Le tableau ci-dessous montre les quantités de terre qui ont été affectées, lors du partage de liquidation, aux trois principales catégories de paysans.

 Catégories de paysans   Paysan du sexe masculin en 1860   Nombre de déciatines [1] attribués   Nombre de déciatines par paysans 
 Paysans ayant appartenu à des propriétaires nobles   11.907.000   37.758.000   3,17 
 Paysans ayant appartenu à l'Etat   10.347.000   69.712.000   6,74 
 Paysans possesseurs de terres   870.000   4.260.000   4,90 
 Total   23.124.000   111.730.000   4,83 

Si l'on admet que la part de terre donnée aux anciens serfs de l'Etat (6,74 déciatines par homme) était, dans les conditions économiques d'alors, suffisante pour occuper les bras de toute une famille – ce qui d'ailleurs correspond à peu près à la réalité –, on verra que les affranchis des anciens propriétaires et les paysans de la troisième catégorie auraient dû recevoir en plus environ 44 millions de déciatines pour avoir leur compte.
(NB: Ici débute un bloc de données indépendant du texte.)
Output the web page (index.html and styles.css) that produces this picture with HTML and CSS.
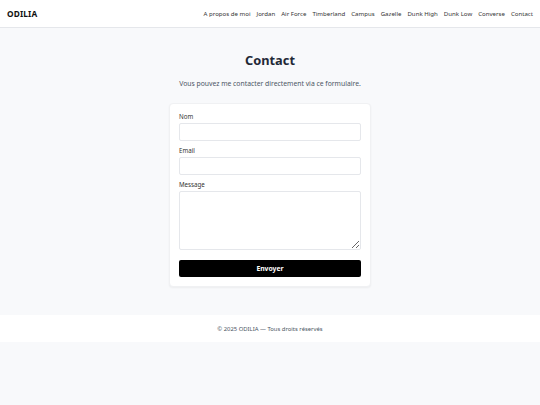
FILE: index.html
```html
<!DOCTYPE html>
<html lang="fr">
<head>
<meta charset="utf-8">
<title>Contact — ODILIA</title>
<link rel="stylesheet" href="styles.css">
</head>
<body>
<header class="site-header">
  <div class="logo">ODILIA</div>
  <nav class="nav">
    <a href="#">A propos de moi</a>
    <a href="#">Jordan</a>
    <a href="#">Air Force</a>
    <a href="#">Timberland</a>
    <a href="#">Campus</a>
    <a href="#">Gazelle</a>
    <a href="#">Dunk High</a>
    <a href="#">Dunk Low</a>
    <a href="#">Converse</a>
    <a href="#">Contact</a>
  </nav>
</header>
<main class="main">
  <h1 class="title">Contact</h1>
  <p class="subtitle">Vous pouvez me contacter directement via ce formulaire.</p>
  <form class="card">
    <div class="field">
      <label class="label">Nom</label>
      <input class="input" type="text">
    </div>
    <div class="field">
      <label class="label">Email</label>
      <input class="input" type="email">
    </div>
    <div class="field">
      <label class="label">Message</label>
      <textarea class="input textarea"></textarea>
    </div>
    <button class="button" type="button">Envoyer</button>
  </form>
</main>
<footer class="footer">© 2025 ODILIA — Tous droits réservés</footer>
</body>
</html>
```
FILE: styles.css
```css
* { box-sizing: border-box; }
html, body { margin: 0; padding: 0; }
body {
  background: #f8f9fb;
  font-family: "Noto Sans", "DejaVu Sans", sans-serif;
  color: #111827;
}
.site-header {
  height: 28px;
  background: #fff;
  border-bottom: 1px solid #e5e7eb;
  display: flex;
  align-items: center;
  justify-content: space-between;
  padding: 0 7px;
}
.logo {
  font-weight: 700;
  font-size: 8.3px;
  letter-spacing: 0.15px;
  color: #111;
}
.nav {
  display: flex;
  gap: 6px;
}
.nav a {
  font-size: 6.1px;
  color: #333;
  text-decoration: none;
}
.main {
  padding-top: 24px;
  display: flex;
  flex-direction: column;
  align-items: center;
}
.title {
  margin: 0;
  font-size: 12.8px;
  line-height: 17px;
  font-weight: 700;
  color: #1f2937;
}
.subtitle {
  margin: 10px 0 0;
  font-size: 6.8px;
  line-height: 10px;
  color: #4b5563;
}
.card {
  margin-top: 14px;
  width: 202px;
  background: #fff;
  border-radius: 4px;
  box-shadow: 0 1px 2px rgba(0,0,0,0.05);
  border: 1px solid #f0f1f3;
  padding: 9px 9px 9px;
  display: flex;
  flex-direction: column;
}
.field {
  display: flex;
  flex-direction: column;
  margin-bottom: 6px;
}
.label {
  font-size: 6.2px;
  line-height: 8px;
  margin-bottom: 2px;
  color: #333;
}
.input {
  height: 18px;
  border: 1px solid #e5e7eb;
  border-radius: 2px;
  background: #fff;
  font: inherit;
  font-size: 7px;
  padding: 2px 4px;
}
.textarea {
  height: 59px;
  resize: vertical;
}
.button {
  margin-top: 4px;
  height: 17px;
  background: #000;
  color: #fff;
  border: none;
  border-radius: 2px;
  font-family: inherit;
  font-weight: 700;
  font-size: 6.8px;
  padding: 0;
}
.footer {
  margin-top: 28px;
  height: 27px;
  background: #fff;
  display: flex;
  align-items: center;
  justify-content: center;
  font-size: 5.9px;
  color: #4b5563;
}
```
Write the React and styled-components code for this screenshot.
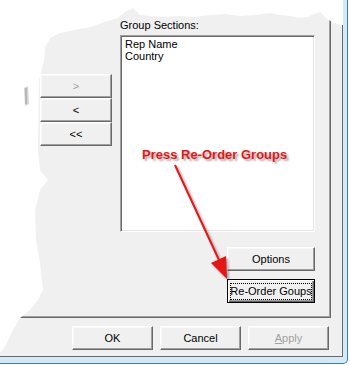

Les lots qui, du temps du servage, étaient exploités par les paysans pour leurs propres besoins ne correspondaient qu'à la moitié du travail qu'ils étaient capables de fournir pour la bonne raison qu'ils devaient trois jours de travail par semaine à leur propriétaire. Cependant, sur ces lots déjà insuffisants, on préleva dans l'ensemble – avec de grandes différences de modalité suivant les régions – environ 2 % des meilleures terres au profit des seigneurs. Ainsi le pillage des terres paysannes accompli au bénéfice de la noblesse ne fit qu'aggraver dans les campagnes la surpopulation, qui avait été une des conditions du système des corvées.

Les cinquante ans qui suivirent la réforme amenèrent des changements considérables dans la propriété des terres, qui passèrent des mains de la noblesse à celles des marchands et de la bourgeoisie paysanne, pour une valeur de 750 millions de roubles. Mais cette modification n'apporta presque aucun avantage à la masse paysanne.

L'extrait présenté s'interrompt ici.